Aim of the task — Transcribe the listing in full, excluding any pictures.

Available data —
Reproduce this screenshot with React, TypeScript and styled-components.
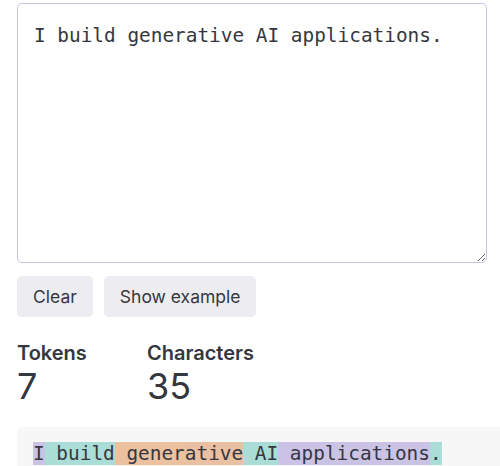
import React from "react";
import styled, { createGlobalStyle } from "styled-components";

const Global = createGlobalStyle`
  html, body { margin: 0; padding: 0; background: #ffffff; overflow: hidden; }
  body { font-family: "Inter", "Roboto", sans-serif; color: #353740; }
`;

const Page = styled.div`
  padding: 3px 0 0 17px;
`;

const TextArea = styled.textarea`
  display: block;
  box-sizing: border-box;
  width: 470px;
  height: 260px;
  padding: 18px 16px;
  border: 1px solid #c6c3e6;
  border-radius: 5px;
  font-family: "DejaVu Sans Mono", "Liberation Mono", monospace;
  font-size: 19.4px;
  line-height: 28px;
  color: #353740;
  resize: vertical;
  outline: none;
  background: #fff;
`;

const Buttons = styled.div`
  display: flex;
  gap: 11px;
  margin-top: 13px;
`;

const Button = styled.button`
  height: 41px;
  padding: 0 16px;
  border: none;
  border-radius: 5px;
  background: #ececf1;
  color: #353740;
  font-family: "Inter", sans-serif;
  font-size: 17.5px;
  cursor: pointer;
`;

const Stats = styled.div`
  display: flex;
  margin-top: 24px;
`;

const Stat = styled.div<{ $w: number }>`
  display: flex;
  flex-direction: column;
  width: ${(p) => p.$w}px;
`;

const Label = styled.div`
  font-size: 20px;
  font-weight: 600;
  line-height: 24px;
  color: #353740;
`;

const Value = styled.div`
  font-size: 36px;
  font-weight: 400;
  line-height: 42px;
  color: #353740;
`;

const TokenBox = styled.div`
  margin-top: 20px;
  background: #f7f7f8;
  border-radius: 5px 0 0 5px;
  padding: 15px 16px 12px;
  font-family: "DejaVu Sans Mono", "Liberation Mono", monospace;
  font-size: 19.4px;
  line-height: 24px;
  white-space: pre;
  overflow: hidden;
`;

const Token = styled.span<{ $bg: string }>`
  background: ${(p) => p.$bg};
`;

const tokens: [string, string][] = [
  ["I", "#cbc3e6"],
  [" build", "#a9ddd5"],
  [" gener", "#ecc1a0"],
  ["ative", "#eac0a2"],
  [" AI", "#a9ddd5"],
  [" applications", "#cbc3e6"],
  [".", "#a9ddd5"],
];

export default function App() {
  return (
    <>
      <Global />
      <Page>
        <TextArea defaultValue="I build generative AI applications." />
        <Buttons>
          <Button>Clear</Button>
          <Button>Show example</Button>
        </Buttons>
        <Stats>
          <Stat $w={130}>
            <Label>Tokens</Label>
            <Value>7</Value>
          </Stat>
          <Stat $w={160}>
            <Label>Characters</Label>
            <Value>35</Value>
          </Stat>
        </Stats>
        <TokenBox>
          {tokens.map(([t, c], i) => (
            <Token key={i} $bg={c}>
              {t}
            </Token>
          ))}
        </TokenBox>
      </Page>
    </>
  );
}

Written response —
Reproduce this screenshot with React, TypeScript and styled-components.
import React from "react";
import styled, { createGlobalStyle } from "styled-components";

const Global = createGlobalStyle`
  html, body { margin: 0; padding: 0; background: #ffffff; overflow: hidden; }
  body { font-family: "Inter", "Roboto", sans-serif; color: #353740; }
`;

const Page = styled.div`
  padding: 3px 0 0 17px;
`;

const TextArea = styled.textarea`
  display: block;
  box-sizing: border-box;
  width: 470px;
  height: 260px;
  padding: 18px 16px;
  border: 1px solid #c6c3e6;
  border-radius: 5px;
  font-family: "DejaVu Sans Mono", "Liberation Mono", monospace;
  font-size: 19.4px;
  line-height: 28px;
  color: #353740;
  resize: vertical;
  outline: none;
  background: #fff;
`;

const Buttons = styled.div`
  display: flex;
  gap: 11px;
  margin-top: 13px;
`;

const Button = styled.button`
  height: 41px;
  padding: 0 16px;
  border: none;
  border-radius: 5px;
  background: #ececf1;
  color: #353740;
  font-family: "Inter", sans-serif;
  font-size: 17.5px;
  cursor: pointer;
`;

const Stats = styled.div`
  display: flex;
  margin-top: 24px;
`;

const Stat = styled.div<{ $w: number }>`
  display: flex;
  flex-direction: column;
  width: ${(p) => p.$w}px;
`;

const Label = styled.div`
  font-size: 20px;
  font-weight: 600;
  line-height: 24px;
  color: #353740;
`;

const Value = styled.div`
  font-size: 36px;
  font-weight: 400;
  line-height: 42px;
  color: #353740;
`;

const TokenBox = styled.div`
  margin-top: 20px;
  background: #f7f7f8;
  border-radius: 5px 0 0 5px;
  padding: 15px 16px 12px;
  font-family: "DejaVu Sans Mono", "Liberation Mono", monospace;
  font-size: 19.4px;
  line-height: 24px;
  white-space: pre;
  overflow: hidden;
`;

const Token = styled.span<{ $bg: string }>`
  background: ${(p) => p.$bg};
`;

const tokens: [string, string][] = [
  ["I", "#cbc3e6"],
  [" build", "#a9ddd5"],
  [" gener", "#ecc1a0"],
  ["ative", "#eac0a2"],
  [" AI", "#a9ddd5"],
  [" applications", "#cbc3e6"],
  [".", "#a9ddd5"],
];

export default function App() {
  return (
    <>
      <Global />
      <Page>
        <TextArea defaultValue="I build generative AI applications." />
        <Buttons>
          <Button>Clear</Button>
          <Button>Show example</Button>
        </Buttons>
        <Stats>
          <Stat $w={130}>
            <Label>Tokens</Label>
            <Value>7</Value>
          </Stat>
          <Stat $w={160}>
            <Label>Characters</Label>
            <Value>35</Value>
          </Stat>
        </Stats>
        <TokenBox>
          {tokens.map(([t, c], i) => (
            <Token key={i} $bg={c}>
              {t}
            </Token>
          ))}
        </TokenBox>
      </Page>
    </>
  );
}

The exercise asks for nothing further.